In fact, they were nothing more than arbitrary PERSONAL opinions since the question of Trump’s culpability as an “oath breaker” or “insurrectionist” was not the official matter before the Court. It was not a matter before the Colorado courts … or in Maine’s Secretary of State’s opinion … or the decision by the Chicago judge to remove Trump in Illinois. In fact, Trump is not being prosecuted for insurrection anywhere in the country.
Those on the radical left have decided that the Court threw the matter to Congress to act, and that will never happen. Ergo no proven insurrectionist will ever be denied running for office. In fact, people can still be charged with insurrection by federal courts, and if convicted, Section 3 of the Fourteenth Amendment could be invoked.

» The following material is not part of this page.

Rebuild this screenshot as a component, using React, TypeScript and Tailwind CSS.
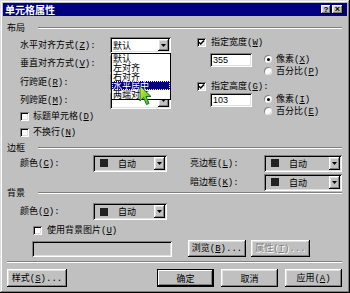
import React from "react";

const raised =
  "shadow-[inset_-1px_-1px_#000,inset_1px_1px_#fff,inset_-2px_-2px_#808080,inset_2px_2px_#dfdfdf]";
const sunken =
  "shadow-[inset_1px_1px_#808080,inset_-1px_-1px_#fff,inset_2px_2px_#000,inset_-2px_-2px_#dfdfdf]";

function K({ t, k, colon, dots }: { t: string; k: string; colon?: boolean; dots?: boolean }) {
  return (
    <span className="whitespace-nowrap">
      {t}
      <span className="font-['Liberation_Mono',monospace]">
        (<span className="underline">{k}</span>)
        {colon ? ":" : ""}
        {dots ? "..." : ""}
      </span>
    </span>
  );
}

function Arrow() {
  return (
    <div className={`w-[11px] h-full bg-[#c0c0c0] ${raised} flex items-center justify-center shrink-0`}>
      <svg width="5" height="3" viewBox="0 0 5 3">
        <polygon points="0,0 5,0 2.5,3" fill="#000" />
      </svg>
    </div>
  );
}

function Check({ on }: { on?: boolean }) {
  return (
    <div className={`relative w-[9px] h-[9px] bg-white ${sunken} shrink-0`}>
      {on && (
        <svg className="absolute left-[1px] top-[1px]" width="7" height="7" viewBox="0 0 7 7">
          <path d="M1 3.2 L2.8 5 L6 1.5" stroke="#000" strokeWidth="1.5" fill="none" />
        </svg>
      )}
    </div>
  );
}

function Radio({ on }: { on?: boolean }) {
  return (
    <div className="relative w-[8px] h-[8px] rounded-full bg-white shadow-[inset_1px_1px_#808080,inset_-1px_-1px_#dfdfdf] shrink-0 flex items-center justify-center">
      {on && <div className="w-[3px] h-[3px] rounded-full bg-black" />}
    </div>
  );
}

function Header({ t }: { t: string }) {
  return (
    <div className="h-[10px] flex items-center">
      <span className="ml-[4px]">{t}</span>
      <div className="flex-1 ml-[13px] mr-[5px] mt-[2px] h-[2px] border-t border-t-[#808080] border-b border-b-white" />
    </div>
  );
}

function WhiteCombo({ text }: { text?: string }) {
  return (
    <div className={`w-[61px] h-[16px] bg-white ${sunken} p-[2px] flex`}>
      <span className="flex-1 pl-[1px] flex items-center">{text}</span>
      <Arrow />
    </div>
  );
}

function ColorCombo({ wide }: { wide?: boolean }) {
  return (
    <div className={`${wide ? "w-[78px]" : "w-[74px]"} h-[17px] bg-[#c0c0c0] ${sunken} p-[2px] flex`}>
      <div className="flex-1 flex items-center pl-[5px]">
        <div className="w-[8px] h-[8px] bg-[#222]" />
        <span className="ml-[10px]">自动</span>
      </div>
      <Arrow />
    </div>
  );
}

function Btn({ children, cls, def }: { children: React.ReactNode; cls: string; def?: boolean }) {
  return (
    <div
      className={`${cls} bg-[#c0c0c0] flex items-center justify-center ${
        def
          ? "shadow-[inset_0_0_0_1px_#000,inset_-2px_-2px_#000,inset_2px_2px_#fff,inset_-3px_-3px_#808080]"
          : raised
      }`}
    >
      {children}
    </div>
  );
}

export default function App() {
  const items = ["默认", "左对齐", "右对齐", "水平居中", "两端对齐"];
  return (
    <div className="relative w-[350px] h-[293px] bg-[#c0c0c0] p-[3px] flex flex-col font-['Noto_Sans_CJK_SC',sans-serif] text-[9px] leading-none text-black overflow-hidden shadow-[inset_-1px_-1px_#000,inset_1px_1px_#dfdfdf,inset_-2px_-2px_#808080,inset_2px_2px_#fff]">
      {/* title bar */}
      <div className="h-[13px] bg-[#000080] flex items-center pl-[2px] pr-[4px] shrink-0">
        <span className="text-white font-bold text-[10px]">单元格属性</span>
        <div className="ml-auto flex gap-[1px]">
          <div className={`w-[10px] h-[9px] bg-[#c0c0c0] ${raised} flex items-center justify-center text-[8px] font-bold font-['Liberation_Sans',sans-serif]`}>
            ?
          </div>
          <div className={`w-[11px] h-[9px] bg-[#c0c0c0] ${raised} flex items-center justify-center text-[9px] font-bold font-['Liberation_Sans',sans-serif]`}>
            ×
          </div>
        </div>
      </div>

      {/* 布局 */}
      <div className="mt-[6px]">
        <Header t="布局" />
      </div>
      <div className="mt-[5px] flex items-start">
        <div className="w-[194px] pl-[17px] flex flex-col">
          <div className="flex flex-col gap-[2.5px]">
            <div className="h-[16px] flex items-center">
              <div className="w-[90px]"><K t="水平对齐方式" k="Z" colon /></div>
              <WhiteCombo text="默认" />
            </div>
            <div className="h-[16px] flex items-center">
              <div className="w-[90px]"><K t="垂直对齐方式" k="V" colon /></div>
              <WhiteCombo />
            </div>
            <div className="h-[16px] flex items-center">
              <div className="w-[90px]"><K t="行跨距" k="R" colon /></div>
              <WhiteCombo />
            </div>
            <div className="h-[16px] flex items-center">
              <div className="w-[90px]"><K t="列跨距" k="M" colon /></div>
              <WhiteCombo />
            </div>
          </div>
          <div className="mt-[3px] flex flex-col gap-[5.5px]">
            <div className="h-[10px] flex items-center">
              <Check />
              <span className="ml-[4px]"><K t="标题单元格" k="D" /></span>
            </div>
            <div className="h-[10px] flex items-center">
              <Check />
              <span className="ml-[4px]"><K t="不换行" k="N" /></span>
            </div>
          </div>
        </div>
        <div className="flex-1 flex flex-col">
          <div className="h-[11px] flex items-center">
            <Check on />
            <span className="ml-[5px]"><K t="指定宽度" k="W" /></span>
          </div>
          <div className="mt-[5px] flex items-start">
            <div className={`ml-[13px] w-[42px] h-[14px] bg-white ${sunken} flex items-center pl-[3px] font-['Liberation_Sans',sans-serif]`}>355</div>
            <div className="ml-[12px] flex flex-col">
              <div className="h-[12px] flex items-center">
                <Radio on />
                <span className="ml-[4px]"><K t="像素" k="X" /></span>
              </div>
              <div className="h-[12px] flex items-center">
                <Radio />
                <span className="ml-[4px]"><K t="百分比" k="P" /></span>
              </div>
            </div>
          </div>
          <div className="mt-[3.5px] h-[11px] flex items-center">
            <Check on />
            <span className="ml-[5px]"><K t="指定高度" k="G" colon /></span>
          </div>
          <div className="mt-[1.5px] flex items-start">
            <div className={`ml-[13px] w-[42px] h-[14px] bg-white ${sunken} flex items-center pl-[3px] font-['Liberation_Sans',sans-serif]`}>103</div>
            <div className="ml-[12px] flex flex-col">
              <div className="h-[12px] flex items-center">
                <Radio on />
                <span className="ml-[4px]"><K t="像素" k="I" /></span>
              </div>
              <div className="h-[12px] flex items-center">
                <Radio />
                <span className="ml-[4px]"><K t="百分比" k="E" /></span>
              </div>
            </div>
          </div>
        </div>
      </div>

      {/* 边框 */}
      <div className="mt-[5px]">
        <Header t="边框" />
      </div>
      <div className="mt-[2px] flex items-start">
        <div className="pl-[17px] h-[18px] flex items-center">
          <div className="w-[73px]"><K t="颜色" k="C" colon /></div>
          <ColorCombo />
        </div>
        <div className="ml-[23px] flex flex-col gap-[1px]">
          <div className="h-[18px] flex items-center">
            <div className="w-[74px]"><K t="亮边框" k="L" colon /></div>
            <ColorCombo wide />
          </div>
          <div className="h-[18px] flex items-center">
            <div className="w-[74px]"><K t="暗边框" k="K" colon /></div>
            <ColorCombo wide />
          </div>
        </div>
      </div>

      {/* 背景 */}
      <div className="mt-[-4px]">
        <Header t="背景" />
      </div>
      <div className="mt-[6px] pl-[17px] h-[17px] flex items-center">
        <div className="w-[73px]"><K t="颜色" k="O" colon /></div>
        <ColorCombo />
      </div>
      <div className="mt-[5.5px] pl-[30px] h-[10px] flex items-center">
        <Check />
        <span className="ml-[5px]"><K t="使用背景图片" k="U" /></span>
      </div>
      <div className="mt-[4.5px] flex items-center">
        <div className={`ml-[29px] w-[140px] h-[16px] bg-[#c0c0c0] ${sunken}`} />
        <Btn cls="ml-[16px] w-[58px] h-[17px]">
          <K t="浏览" k="B" dots />
        </Btn>
        <Btn cls="ml-[5px] w-[59px] h-[17px]">
          <span className="text-[#808080] [text-shadow:1px_1px_0_#fff]">
            <K t="属性" k="T" dots />
          </span>
        </Btn>
      </div>
      <div className="mt-[4px] ml-[4px] mr-[5px] h-[2px] border-t border-t-[#808080] border-b border-b-white" />
      <div className="mt-[6px] flex items-center">
        <Btn cls="ml-[4px] w-[60px] h-[18px]">
          <K t="样式" k="S" dots />
        </Btn>
        <Btn cls="ml-auto w-[57px] h-[18px]" def>
          确定
        </Btn>
        <Btn cls="ml-[7px] w-[57px] h-[18px]">取消</Btn>
        <Btn cls="ml-[7px] mr-[5px] w-[57px] h-[18px]">
          <K t="应用" k="A" />
        </Btn>
      </div>

      {/* dropdown list (overlay) */}
      <div className="absolute left-[111px] top-[53px] w-[60px] bg-white border border-black flex flex-col">
        {items.map((it, i) => (
          <div
            key={it}
            className={`h-[9px] flex items-center pl-[1px] ${
              i === 3 ? "bg-[#000080] text-white outline-1 outline-dotted outline-[#ffff80] -outline-offset-1" : ""
            }`}
          >
            {it}
          </div>
        ))}
      </div>

      {/* mouse cursor */}
      <svg className="absolute left-[139px] top-[85px]" width="14" height="22" viewBox="0 0 14 22">
        <defs>
          <linearGradient id="cg" x1="0" y1="0" x2="1" y2="1">
            <stop offset="0" stopColor="#e8f030" />
            <stop offset="1" stopColor="#30b030" />
          </linearGradient>
        </defs>
        <polygon
          points="1,1 1,16 4.5,12.5 7.5,19.5 10,18.5 7,11.5 12,11.5"
          fill="url(#cg)"
          stroke="#0a7a1a"
          strokeWidth="1"
          strokeLinejoin="round"
        />
      </svg>
    </div>
  );
}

Characteristic of the leftwing anti-Trump spin was Attorney Lawrence Tribe – a regular guest on MSNBC. (Need I say more?) In a display of intellectual dishonesty and mental gymnastics, Tribe claimed it was actually a 5 to 4 decision, with five conservative justices producing the majority. He even claimed that the pivotal vote was Justice Thomas, who he said should have recused himself. That is a lot of bovine byproduct piled into one statement. It demonstrates how far some of the more radical leftwingers will spin fairy tales.
Two facts Tribe is trying to obfuscate. It was a 9 to 0 unanimous decision declaring that states do not have the authority to remove federal candidates from the ballot – especially the President. And Thomas was not a pivotal vote any more than any one of the other nine. In a 9 to 0 decision, there is no “pivotal vote.” And the Court did NOT declare Trump to be an “oath breaker” or “insurrectionist” … period. That is nothing more than a specious campaign narrative proffered in the court of public opinion.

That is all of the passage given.